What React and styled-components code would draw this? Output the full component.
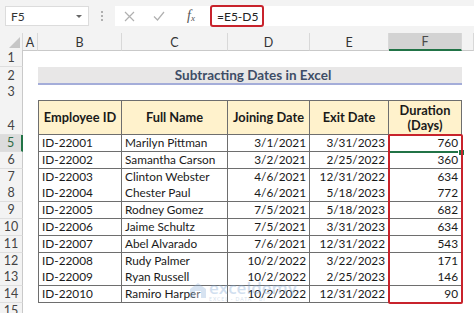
import React from 'react';
import styled, { createGlobalStyle } from 'styled-components';

const GlobalStyle = createGlobalStyle`
  body {
    margin: 0;
    font-family: Lato, "Open Sans", sans-serif;
    background: #fff;
  }
`;

const COLS = '23px 15px 84px 106px 82px 79px 73px 12px';

const Page = styled.div`
  width: 474px;
  height: 313px;
  overflow: hidden;
  background: #fff;
  display: flex;
  flex-direction: column;
`;

const Toolbar = styled.div`
  height: 33px;
  flex: none;
  background: #f3f3f3;
  display: flex;
  align-items: flex-start;
  padding: 6px 0 0 5px;
  box-sizing: border-box;
`;

const NameBox = styled.div`
  width: 84px;
  height: 20px;
  box-sizing: border-box;
  background: #fff;
  border: 1px solid #dcdcdc;
  display: flex;
  align-items: center;
  justify-content: space-between;
  padding: 0 6px 0 5px;
  font-size: 12px;
  color: #333;
`;

const Caret = styled.span`
  width: 0;
  height: 0;
  border-left: 3px solid transparent;
  border-right: 3px solid transparent;
  border-top: 3px solid #666;
`;

const Dots = styled.div`
  width: 26px;
  height: 20px;
  display: flex;
  flex-direction: column;
  align-items: center;
  justify-content: center;
  gap: 2px;

  span {
    width: 2px;
    height: 2px;
    border-radius: 1px;
    background: #9a9a9a;
  }
`;

const FuncBox = styled.div`
  width: 92px;
  height: 20px;
  background: #fff;
  display: flex;
  align-items: center;
  padding-left: 9px;
  box-sizing: border-box;
  gap: 18px;
`;

const Fx = styled.span`
  font-family: "Liberation Serif", serif;
  font-style: italic;
  font-size: 14px;
  color: #555;
  margin-left: 4px;

  sub {
    font-size: 9px;
    vertical-align: -1px;
  }
`;

const FormulaBox = styled.div`
  flex: 1;
  height: 20px;
  background: #fff;
  display: flex;
  align-items: center;
  padding-left: 3px;
`;

const Highlight = styled.span`
  height: 22px;
  box-sizing: border-box;
  border: 2px solid #c8232c;
  border-radius: 3px;
  display: inline-flex;
  align-items: center;
  padding: 0 4px 0 5px;
  font-size: 12px;
  color: #222;
`;

const Sheet = styled.div`
  position: relative;
  flex: 1;
  display: flex;
  flex-direction: column;
`;

const Row = styled.div`
  display: grid;
  grid-template-columns: ${COLS};
  height: ${(p) => p.$h}px;
  flex: none;
`;

const ColHead = styled.div`
  background: ${(p) => (p.$sel ? '#d3d3d3' : '#f3f3f3')};
  border-right: 1px solid #d8d8d8;
  border-bottom: ${(p) => (p.$sel ? '2px solid #217346' : '1px solid #c9c9c9')};
  box-sizing: border-box;
  display: flex;
  align-items: center;
  justify-content: center;
  font-size: 12.5px;
  color: ${(p) => (p.$sel ? '#4a4a4a' : '#333')};
  padding-top: 1px;
`;

const Corner = styled(ColHead)`
  justify-content: flex-end;
  align-items: flex-end;
  padding: 0 2px 2px 0;

  span {
    width: 0;
    height: 0;
    border-left: 11px solid transparent;
    border-bottom: 11px solid #c6c6c6;
  }
`;

const RowHead = styled.div`
  background: ${(p) => (p.$sel ? '#dcdcdc' : '#f3f3f3')};
  border-right: ${(p) => (p.$sel ? '2px solid #217346' : '1px solid #c9c9c9')};
  border-bottom: 1px solid #dedede;
  box-sizing: border-box;
  display: flex;
  align-items: flex-end;
  justify-content: center;
  padding-bottom: 1px;
  font-size: 12.5px;
  color: ${(p) => (p.$sel ? '#2f6b45' : '#444')};
`;

const Blank = styled.div``;

const Title = styled.div`
  grid-column: 3 / 8;
  background: #e8e7e7;
  border-bottom: 2px solid #a4add9;
  display: flex;
  align-items: center;
  justify-content: center;
  font-weight: 700;
  font-size: 13.5px;
  color: #3e4d66;
  padding-left: 6px;
`;

const Cell = styled.div`
  box-sizing: border-box;
  border-right: 1px solid #6e6e6e;
  border-bottom: 1px solid #6e6e6e;
  border-left: ${(p) => (p.$first ? '1px solid #6e6e6e' : 'none')};
  border-top: ${(p) => (p.$top ? '1px solid #6e6e6e' : 'none')};
  background: ${(p) => (p.$head ? '#fff2cc' : '#fff')};
  display: flex;
  align-items: ${(p) => (p.$head ? 'center' : 'flex-end')};
  justify-content: ${(p) =>
    p.$head ? 'center' : p.$right ? 'flex-end' : 'flex-start'};
  text-align: center;
  padding: ${(p) => (p.$head ? '0' : '0 3px 1px 3px')};
  font-size: ${(p) => (p.$head ? '12.8px' : '11.8px')};
  font-weight: ${(p) => (p.$head ? 700 : 400)};
  line-height: ${(p) => (p.$head ? '15px' : '14px')};
  color: #1a1a1a;
  white-space: nowrap;
`;

const ColumnMark = styled.div`
  position: absolute;
  left: 388px;
  top: 101px;
  width: 75px;
  height: 170px;
  box-sizing: border-box;
  border: 2px solid #c8232c;
  border-radius: 2px;
  pointer-events: none;
`;

const SelectLine = styled.div`
  position: absolute;
  left: 390px;
  top: 118px;
  width: 71px;
  height: 2px;
  background: #217346;
`;

const FillHandle = styled.div`
  position: absolute;
  left: 458px;
  top: 116px;
  width: 5px;
  height: 5px;
  background: #217346;
  border: 1px solid #fff;
`;

const Watermark = styled.div`
  position: absolute;
  left: 190px;
  top: 246px;
  display: flex;
  align-items: center;
  gap: 3px;
  opacity: 0.35;
  pointer-events: none;
`;

const MarkText = styled.div`
  display: flex;
  flex-direction: column;
  line-height: 1;

  b {
    font-family: "Open Sans", sans-serif;
    font-size: 17px;
    font-weight: 600;
    color: #7ea6d4;
  }

  small {
    font-size: 5px;
    letter-spacing: 1px;
    color: #8aa9cc;
    margin-top: 1px;
  }
`;

const columns = ['A', 'B', 'C', 'D', 'E', 'F'];

const employees = [
  ['ID-22001', 'Marilyn Pittman', '3/1/2021', '3/31/2023', 760],
  ['ID-22002', 'Samantha Carson', '3/2/2021', '2/25/2022', 360],
  ['ID-22003', 'Clinton Webster', '4/6/2021', '12/31/2022', 634],
  ['ID-22004', 'Chester Paul', '4/6/2021', '5/18/2023', 772],
  ['ID-22005', 'Rodney Gomez', '7/5/2021', '5/18/2023', 682],
  ['ID-22006', 'Jaime Schultz', '7/5/2021', '3/31/2023', 634],
  ['ID-22007', 'Abel Alvarado', '7/6/2021', '12/31/2022', 543],
  ['ID-22008', 'Rudy Palmer', '10/2/2022', '3/22/2023', 171],
  ['ID-22009', 'Ryan Russell', '10/2/2022', '2/25/2023', 146],
  ['ID-22010', 'Ramiro Harper', '10/2/2022', '12/31/2022', 90],
];

const Cross = () => (
  <svg width="11" height="11" viewBox="0 0 11 11">
    <path d="M1 1L10 10M10 1L1 10" stroke="#b0b0b0" strokeWidth="1.2" fill="none" />
  </svg>
);

const Check = () => (
  <svg width="12" height="10" viewBox="0 0 12 10">
    <path d="M1 5.5L4.5 9L11 1" stroke="#b0b0b0" strokeWidth="1.2" fill="none" />
  </svg>
);

const Logo = () => (
  <svg width="16" height="15" viewBox="0 0 16 15">
    <path d="M8 0L16 6V15H0V6Z" fill="#8fb1d9" />
    <path d="M5 8H11V15H5Z" fill="#fff" />
  </svg>
);

export default function App() {
  return (
    <Page>
      <GlobalStyle />
      <Toolbar>
        <NameBox>
          F5
          <Caret />
        </NameBox>
        <Dots>
          <span />
          <span />
          <span />
        </Dots>
        <FuncBox>
          <Cross />
          <Check />
          <Fx>
            f<sub>x</sub>
          </Fx>
        </FuncBox>
        <FormulaBox>
          <Highlight>=E5-D5</Highlight>
        </FormulaBox>
      </Toolbar>

      <Sheet>
        <Row $h={17}>
          <Corner>
            <span />
          </Corner>
          {columns.map((c) => (
            <ColHead key={c} $sel={c === 'F'}>
              {c}
            </ColHead>
          ))}
          <ColHead />
        </Row>

        <Row $h={17}>
          <RowHead>1</RowHead>
        </Row>
        <Row $h={17}>
          <RowHead>2</RowHead>
          <Blank />
          <Title>Subtracting Dates in Excel</Title>
        </Row>
        <Row $h={16}>
          <RowHead>3</RowHead>
        </Row>
        <Row $h={35}>
          <RowHead>4</RowHead>
          <Blank />
          <Cell $head $top $first>Employee ID</Cell>
          <Cell $head $top>Full Name</Cell>
          <Cell $head $top>Joining Date</Cell>
          <Cell $head $top>Exit Date</Cell>
          <Cell $head $top>
            Duration
            <br />
            (Days)
          </Cell>
        </Row>

        {employees.map(([id, name, join, exit, days], i) => (
          <Row key={id} $h={16.8}>
            <RowHead $sel={i === 0}>{i + 5}</RowHead>
            <Blank />
            <Cell $first>{id}</Cell>
            <Cell>{name}</Cell>
            <Cell $right>{join}</Cell>
            <Cell $right>{exit}</Cell>
            <Cell $right>{days}</Cell>
          </Row>
        ))}

        <Row $h={17}>
          <RowHead>15</RowHead>
        </Row>

        <SelectLine />
        <FillHandle />
        <ColumnMark />
        <Watermark>
          <Logo />
          <MarkText>
            <b>exceldemy</b>
            <small>EXCEL · DATA · BI</small>
          </MarkText>
        </Watermark>
      </Sheet>
    </Page>
  );
}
• • •
# [Work to do]
Everything from the first line of the listing above through the line that contains "const COLS = '23px" is to be restated word for word, minus the pictures.

# [Task result]
What React and styled-components code would draw this? Output the full component.
import React from 'react';
import styled, { createGlobalStyle } from 'styled-components';

const GlobalStyle = createGlobalStyle`
  body {
    margin: 0;
    font-family: Lato, "Open Sans", sans-serif;
    background: #fff;
  }
`;

const COLS = '23px 15px 84px 106px 82px 79px 73px 12px';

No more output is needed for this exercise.